Aber Alan Parsons, einst Toningenieur bei den Beatles und bei Pink Floyd, hat dieses Genre gemeinsam mit Eric Woolfson bis in die letzten Möglichkeiten ausgereizt. Die beiden debütierten 1976 mit einer Vertonung von Kurzgeschichten von Edgar A. Poe. Danach schreckten sie vor nichts zurück: Das alte Ägypten, die Konsumkultur, Gaudi oder Sigmund Freud, Überwachung oder das Thema Frauen – alles wurde mit viel Mut zur Simplifizierung bearbeitet. Die schaurig-schönen Wirren der Welt standen demnach auch im Fokus des späten Wien-Debüts.

Kaleidoskopartige Reise

Es ging auch um Schönheit. Den Klängen der Keyboards und dem Flirren der Elektronik kam viel Bedeutung zu. Sie hatten das Bauschige, das mysteriös Flackernde zu illustrieren, das die wechselnden Szenarien miteinander verband. Mit „I Robot“, dem Titeltrack ihres einzigen genialen Albums, äugte Parsons gleich zu Beginn unnostalgisch in die Vergangenheit. Es wurde die erwartete kaleidoskopartige Reise durch bunt funkelnde Versatzstücke dieser seit zwei Jahrzehnten stagnierenden Karriere. Parsons selbst zeigte sich als Schöpfer herber Gitarrenrhythmen, süßer Keyboardharmonien und bei einigen Stücken wie „Nothing Left to Lose“ als ziemlich guter Sänger. Die Leadvocals bei den meisten Songs waren aber Angelegenheit des überraschend soulful intonierenden Paul Josef Olsson, dessen Stimmcharisma die ein wenig bombastischen Klangbilder überstrahlte. Erwähnenswert ist auch Todd Cooper, der klassisches Rocksaxofon à la Steve Douglas kredenzte. Für jene, die die paar grauenhaften, zu oft im Sportfernsehen eingesetzten Klänge wie „Sirius“, ausblenden konnten, war es ein schöner Abend.
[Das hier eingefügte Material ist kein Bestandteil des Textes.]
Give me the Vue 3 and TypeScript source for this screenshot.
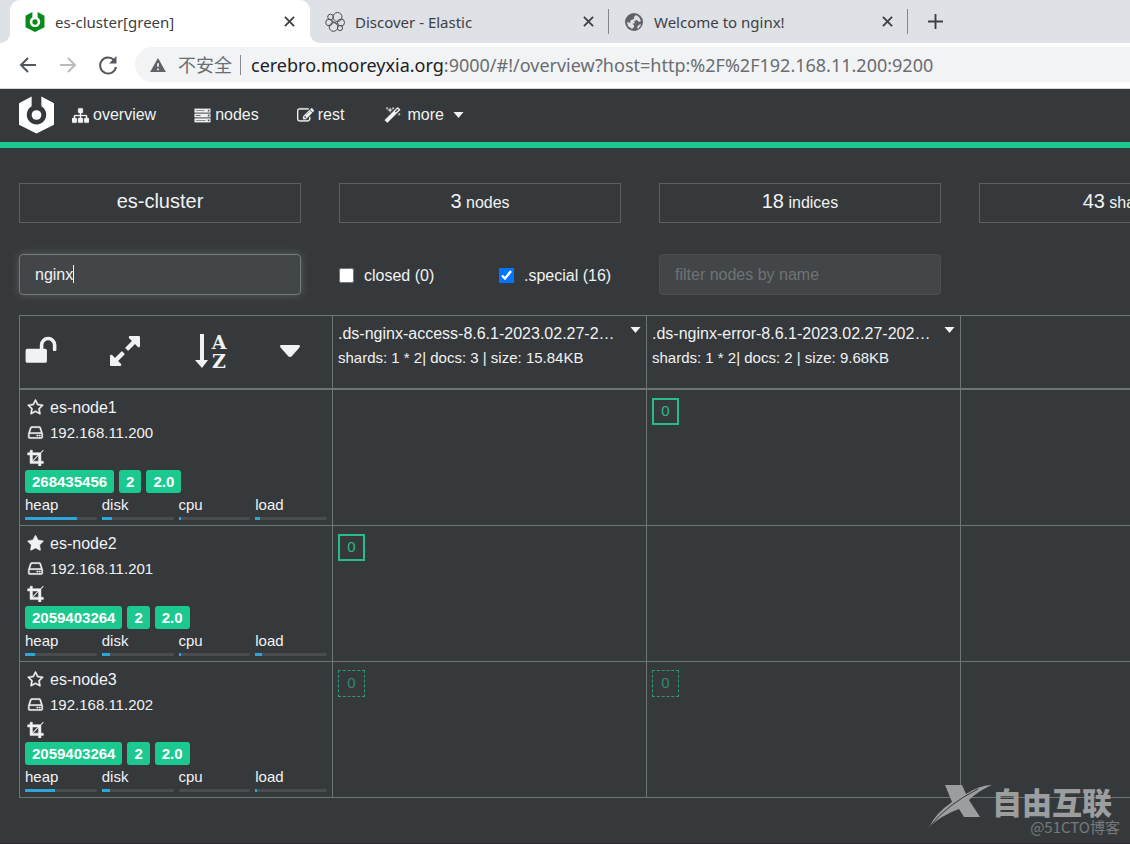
<script setup lang="ts">
import { ref } from 'vue'

interface Meter { label: string; value: number }
interface EsNode {
  name: string
  master: boolean
  ip: string
  tags: string[]
  meters: Meter[]
  shards: Array<'primary' | 'replica' | null>
}

const icons: Record<string, string> = {
  sitemap: 'M1792 1248v320q0 40-28 68t-68 28h-320q-40 0-68-28t-28-68v-320q0-40 28-68t68-28h96v-192h-512v192h96q40 0 68 28t28 68v320q0 40-28 68t-68 28h-320q-40 0-68-28t-28-68v-320q0-40 28-68t68-28h96v-192h-512v192h96q40 0 68 28t28 68v320q0 40-28 68t-68 28h-320q-40 0-68-28t-28-68v-320q0-40 28-68t68-28h96v-192q0-52 38-90t90-38h512v-192h-96q-40 0-68-28t-28-68v-320q0-40 28-68t68-28h320q40 0 68 28t28 68v320q0 40-28 68t-68 28h-96v192h512q52 0 90 38t38 90v192h96q40 0 68 28t28 68z',
  server: 'M64 192H1728V576H64ZM192 340V428H1088V340ZM1456 290V478H1640V290ZM64 704H1728V1088H64ZM192 852V940H704V852ZM1456 802V990H1640V802ZM64 1216H1728V1600H64ZM192 1364V1452H1216V1364ZM1456 1314V1502H1640V1314Z',
  edit: 'M888 1184l116-116-152-152-116 116v56h96v96h56zm440-720q-16-16-33 1l-350 350q-17 17-1 33t33-1l350-350q17-17 1-33zm80 594v190q0 119-84.5 203.5t-203.5 84.5h-832q-119 0-203.5-84.5t-84.5-203.5v-832q0-119 84.5-203.5t203.5-84.5h832q63 0 117 25 15 7 18 23 3 17-9 29l-49 49q-14 14-32 8-23-6-45-6h-832q-66 0-113 47t-47 113v832q0 66 47 113t113 47h832q66 0 113-47t47-113v-126q0-13 9-22l64-64q15-15 35-7t20 29zm-96-738l288 288-672 672h-288v-288zm444 132l-92 92-288-288 92-92q28-28 68-28t68 28l152 152q28 28 28 68t-28 68z',
  magic: 'M1254 581l293-293-107-107-293 293zm447-293q0 27-18 45l-1286 1286q-18 18-45 18t-45-18l-198-198q-18-18-18-45t18-45l1286-1286q18-18 45-18t45 18l198 198q18 18 18 45zm-1351-190l98 30-98 30-30 98-30-98-98-30 98-30 30-98zm350 162l196 60-196 60-60 196-60-196-196-60 196-60 60-196zm930 478l98 30-98 30-30 98-30-98-98-30 98-30 30-98zm-640-640l98 30-98 30-30 98-30-98-98-30 98-30 30-98z',
  unlock: 'M1728 576v256q0 26-19 45t-45 19h-64q-26 0-45-19t-19-45v-256q0-106-75-181t-181-75-181 75-75 181v192h96q40 0 68 28t28 68v576q0 40-28 68t-68 28h-960q-40 0-68-28t-28-68v-576q0-40 28-68t68-28h672v-192q0-185 131.5-316.5t316.5-131.5 316.5 131.5 131.5 316.5z',
  expand: 'M883 1056q0 13-10 23l-332 332 144 144q19 19 19 45t-19 45-45 19h-448q-26 0-45-19t-19-45v-448q0-26 19-45t45-19 45 19l144 144 332-332q10-10 23-10t23 10l114 114q10 10 10 23zm781-864v448q0 26-19 45t-45 19-45-19l-144-144-332 332q-10 10-23 10t-23-10l-114-114q-10-10-10-23t10-23l332-332-144-144q-19-19-19-45t19-45 45-19h448q26 0 45 19t19 45z',
  starO: 'M1201 1004l306-297-422-62-189-382-189 382-422 62 306 297-73 421 378-199 377 199zm527-357q0 22-26 48l-363 354 86 500q1 7 1 20 0 50-41 50-19 0-40-12l-449-236-449 236q-22 12-40 12-21 0-31.5-14.5t-10.5-35.5q0-6 2-20l86-500-364-354q-25-27-25-48 0-37 56-46l502-73 225-455q19-41 49-41t49 41l225 455 502 73q56 9 56 46z',
  star: 'M1728 647q0 22-26 48l-363 354 86 500q1 7 1 20 0 21-10.5 35.5t-30.5 14.5q-19 0-40-12l-449-236-449 236q-22 12-40 12-21 0-31.5-14.5t-10.5-35.5q0-6 2-20l86-500-364-354q-25-27-25-48 0-37 56-46l502-73 225-455q19-41 49-41t49 41l225 455 502 73q56 9 56 46z',
  hdd: 'M1168 1216q0 33-23.5 56.5t-56.5 23.5-56.5-23.5-23.5-56.5 23.5-56.5 56.5-23.5 56.5 23.5 23.5 56.5zm256 0q0 33-23.5 56.5t-56.5 23.5-56.5-23.5-23.5-56.5 23.5-56.5 56.5-23.5 56.5 23.5 23.5 56.5zm112 160v-320q0-13-9.5-22.5t-22.5-9.5h-1216q-13 0-22.5 9.5t-9.5 22.5v320q0 13 9.5 22.5t22.5 9.5h1216q13 0 22.5-9.5t9.5-22.5zm-1230-480h1180l-157-482q-4-13-16-21.5t-26-8.5h-782q-14 0-26 8.5t-16 21.5zm1358 160v320q0 66-47 113t-113 47h-1216q-66 0-113-47t-47-113v-320q0-25 16-75l197-606q17-53 63-86t101-33h782q55 0 101 33t63 86l197 606q16 50 16 75z',
  crop: 'M621 1280h595v-595zm-45-45l595-595h-595v595zm1152 77v192q0 14-9 23t-23 9h-224v224q0 14-9 23t-23 9h-192q-14 0-23-9t-9-23v-224h-864q-14 0-23-9t-9-23v-864h-224q-14 0-23-9t-9-23v-192q0-14 9-23t23-9h224v-224q0-14 9-23t23-9h192q14 0 23 9t9 23v224h851l246-247q10-9 23-9t23 9q9 10 9 23t-9 23l-247 246v851h224q14 0 23 9t9 23z',
}

const tabs = [
  { title: 'es-cluster[green]', icon: 'cerebro', active: true },
  { title: 'Discover - Elastic', icon: 'elastic', active: false },
  { title: 'Welcome to nginx!', icon: 'globe', active: false },
]

const links = [
  { text: 'overview', icon: 'sitemap' },
  { text: 'nodes', icon: 'server' },
  { text: 'rest', icon: 'edit' },
]

const stats = [
  { count: '3', unit: 'nodes' },
  { count: '18', unit: 'indices' },
  { count: '43', unit: 'shards' },
]

const indices = [
  { name: '.ds-nginx-access-8.6.1-2023.02.27-2…', info: 'shards: 1 * 2| docs: 3 | size: 15.84KB' },
  { name: '.ds-nginx-error-8.6.1-2023.02.27-202…', info: 'shards: 1 * 2| docs: 2 | size: 9.68KB' },
]

const meters = (heap: number, disk: number, cpu: number, load: number): Meter[] => [
  { label: 'heap', value: heap },
  { label: 'disk', value: disk },
  { label: 'cpu', value: cpu },
  { label: 'load', value: load },
]

const nodes: EsNode[] = [
  { name: 'es-node1', master: false, ip: '192.168.11.200', tags: ['268435456', '2', '2.0'], meters: meters(73, 14, 3, 6), shards: [null, 'primary'] },
  { name: 'es-node2', master: true, ip: '192.168.11.201', tags: ['2059403264', '2', '2.0'], meters: meters(14, 12, 3, 9), shards: ['primary', null] },
  { name: 'es-node3', master: false, ip: '192.168.11.202', tags: ['2059403264', '2', '2.0'], meters: meters(42, 12, 0, 3), shards: ['replica', 'replica'] },
]

const indexFilter = ref('nginx')
const nodeFilter = ref('')
const closed = ref(false)
const special = ref(true)
</script>

<template>
  <div class="page">
    <header class="browser">
      <div class="tabs">
        <div v-for="tab in tabs" :key="tab.title" class="tab" :class="{ active: tab.active }">
          <svg v-if="tab.icon === 'cerebro'" class="favicon" viewBox="0 0 36 38">
            <path fill="#0b8a1c" d="M13 0v10a10 10 0 1 0 10 0V0l13 7v22l-18 9L0 29V7z" />
            <circle cx="18" cy="19" r="5" fill="#0b8a1c" />
          </svg>
          <svg v-else-if="tab.icon === 'elastic'" class="favicon outline" viewBox="0 0 20 20">
            <circle cx="12.500" cy="5" r="4.500" />
            <circle cx="5.500" cy="5" r="2.800" />
            <circle cx="4" cy="10.500" r="3.300" />
            <circle cx="8.500" cy="15" r="4.300" />
            <circle cx="15" cy="16" r="2.600" />
            <circle cx="16" cy="10.500" r="3.500" />
            <path d="M7 9l6 3" />
          </svg>
          <svg v-else class="favicon" viewBox="0 0 20 20">
            <circle cx="10" cy="10" r="9" fill="#5f6368" />
            <path fill="#dee1e6" d="M12 3l3 2 2 4-2 1-2-2-3 1 1 2-3 1-2-2 1-2 3-1V5zM3 10l4 1 3 2v2l-2 2-4-3zM16 12l1 1-3 4-1-2z" />
          </svg>
          <span class="tab-title">{{ tab.title }}</span>
          <button class="plain" :aria-label="'Close ' + tab.title">
            <svg class="close" viewBox="0 0 12 12"><path d="M1 1l10 10M11 1L1 11" /></svg>
          </button>
        </div>
        <button class="plain new-tab" aria-label="New tab">
          <svg viewBox="0 0 16 16"><path d="M8 0v16M0 8h16" /></svg>
        </button>
      </div>
      <div class="toolbar">
        <button class="plain" aria-label="Back">
          <svg class="tool" viewBox="0 0 20 20"><path d="M18 10H3M10 3l-7 7 7 7" /></svg>
        </button>
        <button class="plain faded" aria-label="Forward">
          <svg class="tool" viewBox="0 0 20 20"><path d="M2 10h15M10 3l7 7-7 7" /></svg>
        </button>
        <button class="plain" aria-label="Reload">
          <svg class="tool" viewBox="0 0 20 20"><path d="M16 5a8 8 0 1 0 2 7" /><path class="solid" d="M18.500 1v7.500H11z" /></svg>
        </button>
        <div class="omnibox">
          <svg class="warning" viewBox="0 0 18 16"><path fill="#5f6368" d="M9 0l9 16H0z" /><path stroke="#f1f3f4" stroke-width="2" d="M9 6v4M9 12v2" /></svg>
          <span class="insecure">不安全</span>
          <span class="divider"></span>
          <span class="url"><b>cerebro.mooreyxia.org</b>:9000/#!/overview?host=http:%2F%2F192.168.11.200:9200</span>
        </div>
      </div>
    </header>

    <nav class="navbar">
      <a href="#" class="brand" aria-label="Cerebro">
        <svg viewBox="0 0 36 38">
          <path fill="#fff" d="M13 0v10a10 10 0 1 0 10 0V0l13 7v22l-18 9L0 29V7z" />
          <circle cx="18" cy="19" r="5" fill="#fff" />
        </svg>
      </a>
      <a v-for="link in links" :key="link.text" href="#" class="nav-link">
        <svg class="icon" viewBox="0 0 1792 1792"><path fill-rule="evenodd" :d="icons[link.icon]" /></svg>
        {{ link.text }}
      </a>
      <a href="#" class="nav-link">
        <svg class="icon more-icon" viewBox="0 0 1792 1792"><path :d="icons.magic" /></svg>
        more
        <svg class="caret more-caret" viewBox="0 0 10 6"><path d="M0 0h10L5 6z" /></svg>
      </a>
    </nav>

    <main class="content">
      <section class="grid stats">
        <div class="stat"><span class="big">es-cluster</span></div>
        <div v-for="s in stats" :key="s.unit" class="stat"><span class="big">{{ s.count }}</span> {{ s.unit }}</div>
      </section>

      <section class="grid filters">
        <div class="field">
          <input v-model="indexFilter" class="text focused" type="text" aria-label="filter indices by name" />
          <span class="cursor"></span>
        </div>
        <div class="checks">
          <label><input v-model="closed" type="checkbox" />closed (0)</label>
          <label><input v-model="special" type="checkbox" />.special (16)</label>
        </div>
        <input v-model="nodeFilter" class="text" type="text" placeholder="filter nodes by name" aria-label="filter nodes by name" />
      </section>

      <table class="shards">
        <colgroup><col class="c-node" /><col class="c-index" /><col class="c-index" /><col /></colgroup>
        <thead>
          <tr>
            <th>
              <div class="actions">
                <button class="plain" aria-label="Unlock"><svg class="action" viewBox="32 32 1728 1728"><path :d="icons.unlock" /></svg></button>
                <button class="plain" aria-label="Expand"><svg class="action expand" viewBox="128 128 1536 1536"><path :d="icons.expand" /></svg></button>
                <button class="plain" aria-label="Sort">
                  <svg class="action sort" viewBox="0 0 32 34">
                    <path d="M5 0h4v26h4L7 34 0 26h5z" />
                    <text x="24" y="15" text-anchor="middle">A</text>
                    <text x="24" y="34" text-anchor="middle">Z</text>
                  </svg>
                </button>
                <button class="plain" aria-label="Options"><svg class="caret-large" viewBox="0 0 20 12"><path d="M1 0h18q2 1 0 3L12 11q-2 2-4 0L1 3q-2-2 0-3z" /></svg></button>
              </div>
            </th>
            <th v-for="index in indices" :key="index.name">
              <div class="index">
                <span class="index-name">{{ index.name }}</span>
                <button class="plain" aria-label="Index options"><svg class="caret" viewBox="0 0 10 6"><path d="M0 0h10L5 6z" /></svg></button>
              </div>
              <div class="index-info">{{ index.info }}</div>
            </th>
            <th></th>
          </tr>
        </thead>
        <tbody>
          <tr v-for="node in nodes" :key="node.name">
            <td>
              <div class="line name"><svg class="icon" viewBox="0 0 1792 1792"><path :d="node.master ? icons.star : icons.starO" /></svg>{{ node.name }}</div>
              <div class="line"><svg class="icon" viewBox="0 0 1792 1792"><path :d="icons.hdd" /></svg>{{ node.ip }}</div>
              <div class="line"><svg class="icon" viewBox="0 0 1792 1792"><path :d="icons.crop" /></svg></div>
              <div class="tags"><span v-for="tag in node.tags" :key="tag" class="tag">{{ tag }}</span></div>
              <div class="meters">
                <div v-for="m in node.meters" :key="m.label">
                  <div class="meter-label">{{ m.label }}</div>
                  <div class="meter"><div class="fill" :style="{ width: m.value + '%' }"></div></div>
                </div>
              </div>
            </td>
            <td v-for="(shard, i) in node.shards" :key="i">
              <div v-if="shard" class="shard" :class="shard">0</div>
            </td>
            <td></td>
          </tr>
        </tbody>
      </table>
    </main>

    <div class="watermark">
      <svg viewBox="0 0 64 44">
        <path d="M17 1h17l4 9Q52 1 64 1 50 7 41 16L52 33H36l-5-8Q14 31 1 43 8 29 24 18z" />
        <path class="slash" d="M2 42Q20 20 50 5" />
      </svg>
      <div>
        <div class="mark-name">自由互联</div>
        <div class="mark-by">@51CTO博客</div>
      </div>
    </div>
  </div>
</template>

<style>
body {
  margin: 0;
  background: #36393b;
}
</style>

<style scoped>
* {
  box-sizing: border-box;
}
.page {
  position: relative;
  min-height: 100vh;
  overflow: hidden;
  background: #36393b;
  color: #f0f2f3;
  font: 16px/24px "Liberation Sans", Arial, sans-serif;
  border-bottom: 1px solid #2c2527;
}
svg {
  display: block;
  flex: none;
  fill: currentColor;
}
.plain {
  display: flex;
  flex: none;
  padding: 0;
  border: 0;
  background: none;
  color: inherit;
}
.browser {
  background: #fff;
  color: #3c4043;
  border-bottom: 1px solid #d4d6d9;
  font-family: "Noto Sans", "Noto Sans CJK SC", sans-serif;
}
.tabs {
  display: flex;
  height: 43px;
  padding-left: 10px;
  background: #dee1e6;
}
.tab {
  display: flex;
  align-items: center;
  gap: 10px;
  width: 299px;
  padding: 0 15px;
  font-size: 15px;
  position: relative;
}
.tab.active {
  width: 300px;
  background: #fff;
  border-radius: 10px 10px 0 0;
}
.tab.active::before,
.tab.active::after {
  content: "";
  position: absolute;
  bottom: 0;
  width: 10px;
  height: 10px;
}
.tab.active::before {
  left: -10px;
  background: radial-gradient(circle at 0 0, #dee1e6 10px, #fff 10px);
}
.tab.active::after {
  right: -10px;
  background: radial-gradient(circle at 100% 0, #dee1e6 10px, #fff 10px);
}
.tab:not(.active)::after {
  content: "";
  position: absolute;
  right: 0;
  top: 9px;
  width: 1px;
  height: 25px;
  background: #84878c;
}
.favicon {
  width: 20px;
  height: 20px;
}
.outline {
  fill: none;
  stroke: #4a4d51;
  stroke-width: 1;
}
.tab-title {
  flex: 1;
  white-space: nowrap;
}
.close {
  width: 11px;
  height: 11px;
  stroke: #3c4043;
  stroke-width: 2;
}
.new-tab {
  align-items: center;
  padding-left: 20px;
}
.new-tab svg {
  width: 15px;
  height: 15px;
  stroke: #3c4043;
  stroke-width: 2;
}
.toolbar {
  display: flex;
  align-items: center;
  gap: 20px;
  height: 45px;
  padding: 0 0 2px 18px;
}
.tool {
  width: 20px;
  height: 20px;
  fill: none;
  stroke: #55595d;
  stroke-width: 2;
}
.tool .solid {
  fill: #55595d;
  stroke: none;
}
.faded .tool {
  stroke: #b9bbbe;
}
.omnibox {
  display: flex;
  flex: 1;
  align-items: center;
  height: 35px;
  margin-left: -3px;
  padding-left: 15px;
  border-radius: 18px 0 0 18px;
  background: #f1f3f4;
  color: #6a6d71;
  white-space: nowrap;
  font-size: 18px;
}
.warning {
  width: 16px;
  height: 14px;
  margin-right: 12px;
}
.divider {
  width: 1px;
  height: 20px;
  margin: 0 10px 0 8px;
  background: #85888c;
}
.url b {
  color: #202124;
  font-weight: 400;
}
.navbar {
  display: flex;
  align-items: center;
  gap: 38px;
  height: 59px;
  padding: 0 19px 1px;
  border-bottom: 6px solid #1bc98e;
}
.brand {
  color: inherit;
  margin-right: -20px;
}
.brand svg {
  width: 35px;
  height: 38px;
}
.nav-link {
  display: flex;
  align-items: center;
  gap: 4px;
  color: inherit;
  text-decoration: none;
}
.icon {
  width: 17px;
  height: 17px;
}
.nav-link .icon {
  stroke: currentColor;
  stroke-width: 30;
}
.more-icon {
  margin: 0 2px;
}
.caret {
  width: 11px;
  height: 6px;
}
.more-caret {
  margin-left: 5px;
}
.content {
  padding: 35px 19px 0;
}
.grid {
  display: grid;
  grid-template-columns: repeat(4, minmax(282px, 1fr));
  column-gap: 38px;
}
.stat {
  height: 40px;
  border: 1px solid #5c6062;
  text-align: center;
  line-height: 35px;
}
.big {
  font-size: 20px;
}
.filters {
  margin-top: 31px;
  align-items: center;
}
.field {
  position: relative;
}
.text {
  display: block;
  width: 100%;
  height: 41px;
  padding: 0 15px;
  border: 1px solid #4b4f51;
  border-radius: 4px;
  background: #434648;
  color: #f0f2f3;
  font: inherit;
  outline: none;
}
.text::placeholder {
  color: #6f7375;
}
.focused {
  border-color: #757a7b;
  box-shadow: 0 0 8px #5c6062;
  caret-color: transparent;
}
.cursor {
  position: absolute;
  left: 54px;
  top: 11px;
  width: 1px;
  height: 18px;
  background: #fff;
}
.checks {
  display: grid;
  grid-template-columns: 160px auto;
  padding-top: 2px;
}
.checks label {
  display: flex;
  align-items: center;
}
.checks input {
  width: 15px;
  height: 15px;
  margin: 0 10px 0 0;
}
.shards {
  width: 100%;
  min-width: 1254px;
  margin-top: 20px;
  table-layout: fixed;
  border-collapse: separate;
  border-spacing: 0;
  border: 1px solid #6f7475;
  border-width: 1px 0 0 1px;
}
.c-node {
  width: 313px;
}
.c-index {
  width: 314px;
}
th,
td {
  padding: 5px;
  border: 1px solid #6f7475;
  border-width: 0 1px 1px 0;
  vertical-align: top;
  text-align: left;
  font-weight: 400;
}
th {
  height: 74px;
  padding-top: 6px;
  border-bottom-width: 2px;
}
.actions {
  display: grid;
  grid-template-columns: 85px 85px 85px auto;
  align-items: center;
  height: 58px;
}
.action {
  width: 32px;
  height: 32px;
}
.expand {
  width: 30px;
  height: 30px;
}
.sort {
  height: 34px;
  overflow: visible;
}
.sort text {
  font: bold 19px "DejaVu Serif", serif;
}
.caret-large {
  width: 20px;
  height: 12px;
}
.index {
  display: flex;
  justify-content: space-between;
}
.index .plain {
  height: 11px;
  align-items: flex-end;
}
.index-name {
  white-space: nowrap;
}
.index-info {
  font-size: 15px;
}
.line {
  display: flex;
  align-items: center;
  gap: 6px;
  height: 25px;
  padding-left: 2px;
  font-size: 15px;
}
.line .icon {
  stroke: currentColor;
  stroke-width: 50;
}
.name {
  font-size: 16px;
}
.tags {
  display: flex;
  gap: 5px;
}
.tag {
  padding: 0 7px;
  border-radius: 3px;
  background: #1bc98e;
  color: #fff;
  font-size: 15px;
  font-weight: 700;
  line-height: 23px;
}
.meters {
  display: grid;
  grid-template-columns: repeat(4, 1fr);
  gap: 5px;
}
.meter-label {
  font-size: 15px;
}
.meter {
  height: 3px;
  border-radius: 2px;
  background: #4a4d50;
}
.fill {
  height: 3px;
  background: #2fa5d8;
}
.shard {
  width: 27px;
  height: 27px;
  margin-top: 3px;
  border: 2px solid #2abb8b;
  color: #2abb8b;
  font-size: 15px;
  text-align: center;
  line-height: 22px;
}
.replica {
  border: 1px dashed #2f9878;
  color: #32886f;
  line-height: 24px;
}
.watermark {
  position: absolute;
  right: 10px;
  bottom: 7px;
  display: flex;
  color: #9b9d9f;
  font-family: "Noto Sans CJK SC", sans-serif;
}
.watermark svg {
  width: 64px;
  height: 44px;
}
.slash {
  fill: none;
  stroke: #36393b;
}
.mark-name {
  margin-right: 8px;
  font-size: 30px;
  line-height: 34px;
  font-weight: 900;
}
.mark-by {
  font-size: 15px;
  line-height: 18px;
  text-align: right;
  color: #77797b;
}
</style>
Soulige Songs wie „Don't Let It Show“, „I Wouldn't Wanna Be Like You“ und „Eyes in the Sky“ waren die Highlights einer wunderbar antiquierten Show, die mit ausgestorben geglaubten, selig wimmernden Gitarrensoli („The Raven“) und herrlich naiver Erzählweise erfreute. Parsons Musik, die in ihrer populärwissenschaftlichen Bauart samt eingebautem aufklärerischen Gestus wie ein Äquivalent zu Johannes Mario Simmels Romanen anmutet, ist auch heute vergnügliche Volksbildung. Standing Ovations waren obligatorisch.